A couple of weekends ago I had the pleasure and privilege of attending one of David Anderson’s Kanban Leadership Workshops. Spending a long weekend with a group of motivated people openly sharing their wide range of experiences was a joy! It helped me to crystallise further a few thoughts that I have touched on before, and I write them down while they are still fresh in my mind.
I came away from that weekend more determined than ever to dispel the notion that the conventional project should be the default approach to managing and controlling software development work. My aim here is to show that a Kanban-based service delivery approach can accommodate the project plan when needed but has the flexibility to manage work that isn’t necessarily schedule-driven (most work, really) in a much more effective and transparent way. Moreover, it can work without sophisticated tooling and will serve very well as a mental model, guiding improvement and risk-management activities and informing those key interactions that take place at the sources of demand into your system.
And this is where we start.
On priorities and prioritisation
It is vital to have priorities, and just a few of them. Priorities (the themes or imperatives of your business or product) must drive a short list of items to be worked on soon; these are more likely to be found in the heads of your key customers than by grooming your backlog.
Getting to this “sufficiently short”® list in a robust and timely fashion is a high value (and ongoing) activity. Perhaps inevitably, it is also a rather context-specific one, so for the purposes of this article I will assume only that you have at least embarked on establishing such a process.
This is not to say that there is no place for lists, plans (conventional project plans, roadmaps, capacity plans etc), and analyses (of requirements, risks, markets, competitors etc), but that these are merely inputs into an agreed method for making a distilled set of prioritised work items available to the development team as and when needed.
Now inside the system, scheduling is the process – and it’s an ongoing and dynamic thing – of producing economically optimal results from the sequencing of work items. It’s a big responsibility, so let’s try to do it in a robust and transparent way.
Thanks to Don Reinertsen, I see in this context “economically optimal” and “minimised cost of delay (CoD)” as equivalent for practical purposes, and this has become my robustness test.
The transparency test is a little harder though, because delay costs are not always easy to pin down. Where they are quantifiable, they’re not just numbers, they’re functions of time; moreover they are often estimated more easily in “frustration points” or “difficult meetings” than in dollars! Fortunately, we can easily recognise different types of work items whose CoD functions tend to behave similarly. This turns out to be a very useful thing to be able to do, because the different types place different requirements on the system.
A rough guide to work item types
In increasing order of urgency, work items tend to fall into one of these four types:
1. Important but not immediately urgent – the “slow burn” work as I like to call it. Since the cost of a short-term delay is low for these items, it can be hard to resist the temptation to put them off, by failing to allocate effort to them or by shying away from make the case for them so that they never even appear on the priority list. But that would be foolish.

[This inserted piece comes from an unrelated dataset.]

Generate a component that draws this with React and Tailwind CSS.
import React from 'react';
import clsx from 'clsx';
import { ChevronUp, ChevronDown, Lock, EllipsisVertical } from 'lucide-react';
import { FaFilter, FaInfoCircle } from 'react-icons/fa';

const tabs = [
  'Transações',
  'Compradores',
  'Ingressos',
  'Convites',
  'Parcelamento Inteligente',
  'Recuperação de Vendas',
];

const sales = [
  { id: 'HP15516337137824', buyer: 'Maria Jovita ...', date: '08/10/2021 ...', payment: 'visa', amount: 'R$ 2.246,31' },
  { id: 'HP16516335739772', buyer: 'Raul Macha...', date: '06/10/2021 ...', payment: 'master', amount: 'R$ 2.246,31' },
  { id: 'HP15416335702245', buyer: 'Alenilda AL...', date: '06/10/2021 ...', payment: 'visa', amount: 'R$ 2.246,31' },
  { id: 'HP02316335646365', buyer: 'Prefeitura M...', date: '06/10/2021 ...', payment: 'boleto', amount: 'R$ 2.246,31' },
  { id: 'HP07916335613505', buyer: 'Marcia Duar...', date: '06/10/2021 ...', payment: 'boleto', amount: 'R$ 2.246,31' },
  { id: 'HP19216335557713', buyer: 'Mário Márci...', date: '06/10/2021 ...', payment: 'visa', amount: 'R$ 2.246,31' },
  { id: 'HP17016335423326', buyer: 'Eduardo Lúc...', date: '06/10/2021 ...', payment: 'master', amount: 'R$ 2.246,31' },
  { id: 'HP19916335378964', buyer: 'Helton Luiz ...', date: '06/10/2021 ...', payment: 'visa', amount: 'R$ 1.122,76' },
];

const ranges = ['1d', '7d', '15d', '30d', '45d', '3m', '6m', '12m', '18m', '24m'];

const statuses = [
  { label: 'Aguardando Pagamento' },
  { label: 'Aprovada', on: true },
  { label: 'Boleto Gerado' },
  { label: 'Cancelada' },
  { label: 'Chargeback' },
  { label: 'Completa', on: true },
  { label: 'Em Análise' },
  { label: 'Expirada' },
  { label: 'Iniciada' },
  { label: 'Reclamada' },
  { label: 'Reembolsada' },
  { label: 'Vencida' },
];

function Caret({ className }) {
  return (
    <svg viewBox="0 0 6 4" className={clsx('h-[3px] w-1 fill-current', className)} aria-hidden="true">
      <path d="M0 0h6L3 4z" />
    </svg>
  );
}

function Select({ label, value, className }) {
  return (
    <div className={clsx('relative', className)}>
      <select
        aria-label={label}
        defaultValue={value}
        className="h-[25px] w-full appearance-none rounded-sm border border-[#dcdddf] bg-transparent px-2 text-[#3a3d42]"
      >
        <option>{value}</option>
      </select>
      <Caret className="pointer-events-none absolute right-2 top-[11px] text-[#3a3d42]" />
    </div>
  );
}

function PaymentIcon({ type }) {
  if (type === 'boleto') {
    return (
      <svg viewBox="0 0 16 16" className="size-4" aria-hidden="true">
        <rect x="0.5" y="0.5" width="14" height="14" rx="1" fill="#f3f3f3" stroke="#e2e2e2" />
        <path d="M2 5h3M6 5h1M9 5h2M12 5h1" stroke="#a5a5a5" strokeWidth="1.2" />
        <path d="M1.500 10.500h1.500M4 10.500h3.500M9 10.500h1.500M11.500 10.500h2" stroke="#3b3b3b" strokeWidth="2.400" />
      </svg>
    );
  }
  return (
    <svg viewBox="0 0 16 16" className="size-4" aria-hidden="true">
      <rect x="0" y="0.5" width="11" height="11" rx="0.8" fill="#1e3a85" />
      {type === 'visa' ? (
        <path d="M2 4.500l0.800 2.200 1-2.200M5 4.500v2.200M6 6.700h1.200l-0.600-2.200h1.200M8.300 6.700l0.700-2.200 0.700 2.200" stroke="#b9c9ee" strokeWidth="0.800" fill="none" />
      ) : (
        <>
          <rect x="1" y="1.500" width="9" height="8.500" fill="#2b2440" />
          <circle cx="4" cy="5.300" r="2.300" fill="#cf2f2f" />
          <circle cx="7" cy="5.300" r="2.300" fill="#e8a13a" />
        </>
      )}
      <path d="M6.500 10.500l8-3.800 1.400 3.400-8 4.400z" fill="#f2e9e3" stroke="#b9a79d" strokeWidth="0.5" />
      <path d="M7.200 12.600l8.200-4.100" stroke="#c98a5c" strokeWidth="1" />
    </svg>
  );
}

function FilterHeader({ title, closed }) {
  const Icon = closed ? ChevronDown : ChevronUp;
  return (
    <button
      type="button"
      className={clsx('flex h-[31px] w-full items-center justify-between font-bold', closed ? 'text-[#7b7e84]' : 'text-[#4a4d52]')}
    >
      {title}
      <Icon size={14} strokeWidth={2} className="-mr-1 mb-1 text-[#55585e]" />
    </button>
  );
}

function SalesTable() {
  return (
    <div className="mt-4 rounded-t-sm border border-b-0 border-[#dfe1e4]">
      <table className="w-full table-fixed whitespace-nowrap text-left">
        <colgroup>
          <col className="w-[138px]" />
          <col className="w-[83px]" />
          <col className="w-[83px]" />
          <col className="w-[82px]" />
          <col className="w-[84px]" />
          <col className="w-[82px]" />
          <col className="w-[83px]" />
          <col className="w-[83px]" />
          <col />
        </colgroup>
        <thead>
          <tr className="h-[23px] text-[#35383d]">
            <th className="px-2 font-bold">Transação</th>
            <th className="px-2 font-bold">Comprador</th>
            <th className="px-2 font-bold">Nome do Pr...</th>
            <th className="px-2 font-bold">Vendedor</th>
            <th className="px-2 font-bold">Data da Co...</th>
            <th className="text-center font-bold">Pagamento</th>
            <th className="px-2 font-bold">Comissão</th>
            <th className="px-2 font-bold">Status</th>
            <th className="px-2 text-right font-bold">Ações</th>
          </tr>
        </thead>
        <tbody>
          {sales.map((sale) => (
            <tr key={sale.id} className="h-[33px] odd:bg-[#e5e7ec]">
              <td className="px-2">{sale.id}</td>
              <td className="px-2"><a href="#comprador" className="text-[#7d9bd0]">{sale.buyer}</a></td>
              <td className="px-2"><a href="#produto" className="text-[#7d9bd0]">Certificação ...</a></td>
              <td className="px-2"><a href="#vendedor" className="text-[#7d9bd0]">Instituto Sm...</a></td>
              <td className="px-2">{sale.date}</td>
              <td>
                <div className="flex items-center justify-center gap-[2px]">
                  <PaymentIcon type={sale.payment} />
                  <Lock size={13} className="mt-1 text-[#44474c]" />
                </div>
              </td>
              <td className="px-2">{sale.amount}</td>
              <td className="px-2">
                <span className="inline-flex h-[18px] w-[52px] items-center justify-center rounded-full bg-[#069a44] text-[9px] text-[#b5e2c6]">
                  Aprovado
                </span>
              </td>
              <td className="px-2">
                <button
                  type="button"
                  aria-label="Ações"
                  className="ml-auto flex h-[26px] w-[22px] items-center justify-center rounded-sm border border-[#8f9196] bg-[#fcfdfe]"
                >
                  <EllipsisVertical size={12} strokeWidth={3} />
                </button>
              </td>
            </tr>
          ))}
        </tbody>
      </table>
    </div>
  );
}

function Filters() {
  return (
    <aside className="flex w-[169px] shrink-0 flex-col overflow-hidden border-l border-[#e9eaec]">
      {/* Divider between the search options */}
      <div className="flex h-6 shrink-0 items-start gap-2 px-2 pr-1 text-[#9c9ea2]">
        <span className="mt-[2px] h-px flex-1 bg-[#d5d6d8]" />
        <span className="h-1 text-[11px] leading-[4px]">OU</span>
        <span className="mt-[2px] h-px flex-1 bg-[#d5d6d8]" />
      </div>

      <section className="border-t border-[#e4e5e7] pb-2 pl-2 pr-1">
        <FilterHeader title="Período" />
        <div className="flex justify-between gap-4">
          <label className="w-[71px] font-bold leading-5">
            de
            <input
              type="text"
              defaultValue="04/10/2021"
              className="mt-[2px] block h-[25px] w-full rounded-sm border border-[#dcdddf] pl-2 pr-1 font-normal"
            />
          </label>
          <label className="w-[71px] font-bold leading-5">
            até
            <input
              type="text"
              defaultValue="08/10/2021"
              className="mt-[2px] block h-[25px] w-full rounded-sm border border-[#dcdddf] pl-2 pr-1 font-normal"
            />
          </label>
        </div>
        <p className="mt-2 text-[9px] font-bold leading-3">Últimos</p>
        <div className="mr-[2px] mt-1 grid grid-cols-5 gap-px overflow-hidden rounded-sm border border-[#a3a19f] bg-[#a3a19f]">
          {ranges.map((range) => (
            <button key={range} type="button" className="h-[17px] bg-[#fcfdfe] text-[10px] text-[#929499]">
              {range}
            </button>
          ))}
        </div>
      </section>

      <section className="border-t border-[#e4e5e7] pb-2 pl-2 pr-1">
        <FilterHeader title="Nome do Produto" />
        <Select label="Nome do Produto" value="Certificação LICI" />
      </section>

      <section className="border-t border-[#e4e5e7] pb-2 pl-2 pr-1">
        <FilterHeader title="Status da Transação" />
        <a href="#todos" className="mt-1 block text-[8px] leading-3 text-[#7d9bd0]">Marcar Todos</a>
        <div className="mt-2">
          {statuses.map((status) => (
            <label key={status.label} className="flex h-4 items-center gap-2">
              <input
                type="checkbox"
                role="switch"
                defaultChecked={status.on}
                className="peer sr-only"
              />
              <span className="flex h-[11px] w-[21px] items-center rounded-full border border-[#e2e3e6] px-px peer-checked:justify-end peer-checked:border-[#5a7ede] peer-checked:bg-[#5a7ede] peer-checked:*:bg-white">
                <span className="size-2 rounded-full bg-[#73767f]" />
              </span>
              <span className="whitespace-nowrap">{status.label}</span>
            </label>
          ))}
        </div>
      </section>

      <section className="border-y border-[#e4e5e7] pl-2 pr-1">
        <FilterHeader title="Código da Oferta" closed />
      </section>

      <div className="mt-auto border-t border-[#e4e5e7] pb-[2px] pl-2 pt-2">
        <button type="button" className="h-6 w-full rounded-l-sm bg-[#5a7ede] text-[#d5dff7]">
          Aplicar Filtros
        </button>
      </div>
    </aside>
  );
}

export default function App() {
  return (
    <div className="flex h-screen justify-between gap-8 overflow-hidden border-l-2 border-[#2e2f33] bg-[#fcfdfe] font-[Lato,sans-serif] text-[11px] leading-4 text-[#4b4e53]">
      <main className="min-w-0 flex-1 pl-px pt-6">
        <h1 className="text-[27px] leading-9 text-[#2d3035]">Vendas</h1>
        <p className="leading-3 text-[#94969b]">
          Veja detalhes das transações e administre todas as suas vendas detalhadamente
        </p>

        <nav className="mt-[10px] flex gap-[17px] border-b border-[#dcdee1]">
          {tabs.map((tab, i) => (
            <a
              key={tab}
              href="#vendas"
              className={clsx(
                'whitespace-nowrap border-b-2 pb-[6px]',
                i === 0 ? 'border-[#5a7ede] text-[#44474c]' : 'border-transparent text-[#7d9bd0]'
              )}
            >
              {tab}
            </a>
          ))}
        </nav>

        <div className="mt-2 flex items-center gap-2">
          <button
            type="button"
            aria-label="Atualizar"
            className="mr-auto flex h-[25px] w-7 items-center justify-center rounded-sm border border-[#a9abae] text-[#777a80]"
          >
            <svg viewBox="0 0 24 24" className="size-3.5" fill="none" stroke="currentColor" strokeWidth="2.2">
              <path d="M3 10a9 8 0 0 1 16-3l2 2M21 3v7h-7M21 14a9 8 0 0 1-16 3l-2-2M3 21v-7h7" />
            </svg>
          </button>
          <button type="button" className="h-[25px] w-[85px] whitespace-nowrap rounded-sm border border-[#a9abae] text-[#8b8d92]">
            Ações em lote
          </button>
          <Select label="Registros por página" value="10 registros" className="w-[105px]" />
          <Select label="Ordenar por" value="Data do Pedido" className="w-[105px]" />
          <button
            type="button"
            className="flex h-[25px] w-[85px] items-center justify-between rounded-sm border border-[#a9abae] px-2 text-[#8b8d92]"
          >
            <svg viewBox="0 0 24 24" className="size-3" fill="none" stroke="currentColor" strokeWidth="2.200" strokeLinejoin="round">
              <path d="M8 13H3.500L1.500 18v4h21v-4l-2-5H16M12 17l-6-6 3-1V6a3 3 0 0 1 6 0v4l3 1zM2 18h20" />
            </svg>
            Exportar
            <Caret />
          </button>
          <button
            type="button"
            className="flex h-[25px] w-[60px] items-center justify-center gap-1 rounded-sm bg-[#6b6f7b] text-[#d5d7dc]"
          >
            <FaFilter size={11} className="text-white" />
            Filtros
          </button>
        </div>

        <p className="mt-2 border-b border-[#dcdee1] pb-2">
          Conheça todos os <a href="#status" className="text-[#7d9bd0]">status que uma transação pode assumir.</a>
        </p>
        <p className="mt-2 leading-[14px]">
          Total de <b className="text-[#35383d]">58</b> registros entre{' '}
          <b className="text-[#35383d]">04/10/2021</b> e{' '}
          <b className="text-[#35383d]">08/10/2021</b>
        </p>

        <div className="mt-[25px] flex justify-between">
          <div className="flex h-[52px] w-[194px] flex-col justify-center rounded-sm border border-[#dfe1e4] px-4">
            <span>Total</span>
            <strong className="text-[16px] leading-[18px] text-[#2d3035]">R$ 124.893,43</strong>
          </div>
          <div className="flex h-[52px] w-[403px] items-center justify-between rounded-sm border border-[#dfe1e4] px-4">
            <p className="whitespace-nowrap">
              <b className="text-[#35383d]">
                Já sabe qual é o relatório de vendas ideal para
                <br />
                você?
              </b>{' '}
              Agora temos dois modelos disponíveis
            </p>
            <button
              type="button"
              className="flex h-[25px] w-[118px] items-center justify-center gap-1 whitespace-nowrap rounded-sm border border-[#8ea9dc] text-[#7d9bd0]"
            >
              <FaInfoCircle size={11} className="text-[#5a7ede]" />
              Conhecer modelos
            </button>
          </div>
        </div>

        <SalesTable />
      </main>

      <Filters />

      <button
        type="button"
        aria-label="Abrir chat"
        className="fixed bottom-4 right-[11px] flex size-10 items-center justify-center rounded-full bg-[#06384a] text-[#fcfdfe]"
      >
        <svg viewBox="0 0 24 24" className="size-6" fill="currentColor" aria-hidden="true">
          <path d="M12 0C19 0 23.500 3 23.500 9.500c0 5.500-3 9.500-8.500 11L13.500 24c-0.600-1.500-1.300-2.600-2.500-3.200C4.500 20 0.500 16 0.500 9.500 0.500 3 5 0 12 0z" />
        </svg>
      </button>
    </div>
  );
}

Our aim in managing these slow burn items is typically to achieve a combination of the following:
- Avoiding a future (but somewhat far off) pile-up of now-urgent work that would compromise our ability to deliver timely business value, potentially at a critical time. Medium-term capacity improvements and supplier-necessitated platform refreshes are good examples of IT-driven work that carries this kind of risk.
- To create future development capacity, to reduce future costs or to create future options. In other words, work that increases capability – whether people, process or platform-centric, local to the team/product or broader in scope, mainstream or experimental.
Given that timeliness is not a primary concern, it suffices that we ensure that we are delivering these work items at a suitable rate. This rate allows for the aggregate risk associated with the work items in question (e.g. to prevent a future problem), the need to protect and promote the long-term health of the system, and to provide a reserve of short-term slack in the system.
2. Increasingly urgent – the bread-and-butter work items that for many teams dominate the working week. Their common characteristic is a cost of delay – whether measured in dollars, reputation or frustration – that increases with each passing day. Typically their delay costs don’t merely increase linearly with time but have a nasty habit of accelerating up a steepening curve as the effects of compounding, lost opportunity, dependencies, competition, psychology and politics kick in.
From a system perspective, we look to deliver these items with short and reasonably predictable lead times.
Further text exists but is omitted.